Lizy: Buenos días, me llamo Lizy.
Alan: Alan here. Newbie series lesson #19. “Look, the moon is full.”
Lizy: Hola Alan, ¿cómo te va? How is it going?
Alan: Hey pretty good Lizy. How about you? ¿Cómo estás?
Lizy: Muy pero muy bien, gracias. It’s nice to be back for another broadcast from spanishpod101.com.
Alan: That’s right. Today we have newbie lesson #19.
Lizy: Are you ready to teach something new?
Alan: As always Lizy, that’s why we are here.

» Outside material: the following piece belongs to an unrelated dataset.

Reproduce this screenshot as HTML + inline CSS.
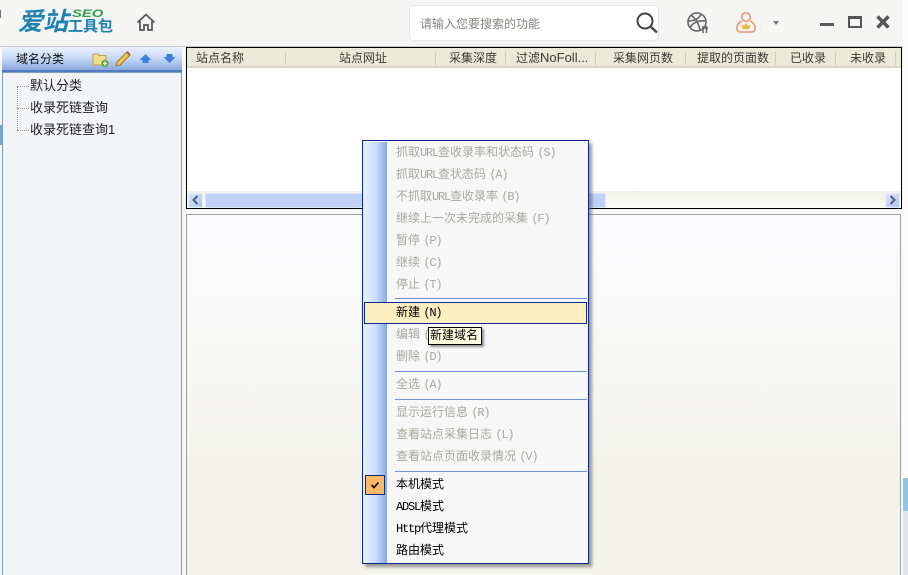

Lizy: Great. The conversation today is a really special one.
Alan: Hey, why is that?
Lizy: Because it takes place in one of the most beautiful places in the world.
Alan: Uh, that sounds intriguing. Where is this beautiful place?
Lizy: It’s a little town up in the Andes of Northern Peru.
Alan: And what’s this town called?
Lizy: It’s called Huaraz.
Alan: Hah Huaraz, I know Huaraz.
Lizy: Umm that’s right. In today’s conversation, Glicerio and Fiorela are looking up at the night sky.
Alan: Well this sounds really, really nice. Lizy, have you been to Huaraz before?
Lizy: Yes, Alan. It’s so wonderful, wonderful and magical place.
Alan: I know and you know in Lima, it’s very difficult to see the stars at night because it’s always slightly overcast here but in Huaraz….
Lizy: Huh wow!
Alan: I think you just spend hours counting the stars. I was just there a couple of weeks ago Lizy. Did I tell you?
Lizy: No, tell me please. Tell us, tell us.
Alan: Well in fact, you know I went through Huaraz on the way to a place called “Caras” which is quite a bit smaller even than Huaraz. It’s about one hour further into the mountains. Have you been?
Lizy: Yes, I’ve been there. It’s beautiful.
Alan: It’s awesome. It’s on the...
Lizy: Yeah.
Alan: Just for our listeners see if I can paint a couple of word pictures in the Cordillera Blanca. How can I explain? You have all these tremendous glaciers just towering above you and at the same time in the valleys, it’s very, very pastoral and actually fairly warm but we did some mountain biking, some hiking up to some lagoons. Really, just a beautiful trip. So I am glad we are going to Huaraz on our podcast today.
Lizy: You said it is like a painting. Well in any case, in this lesson, we are going to learn how to give commands in Spanish.
Alan: Command! So I can learn to boss you around Lizy, that’s great.
Lizy: That’s right.
Alan: Well, I can see how this can be useful for someone who is bossing people around all the time but what about everyone else.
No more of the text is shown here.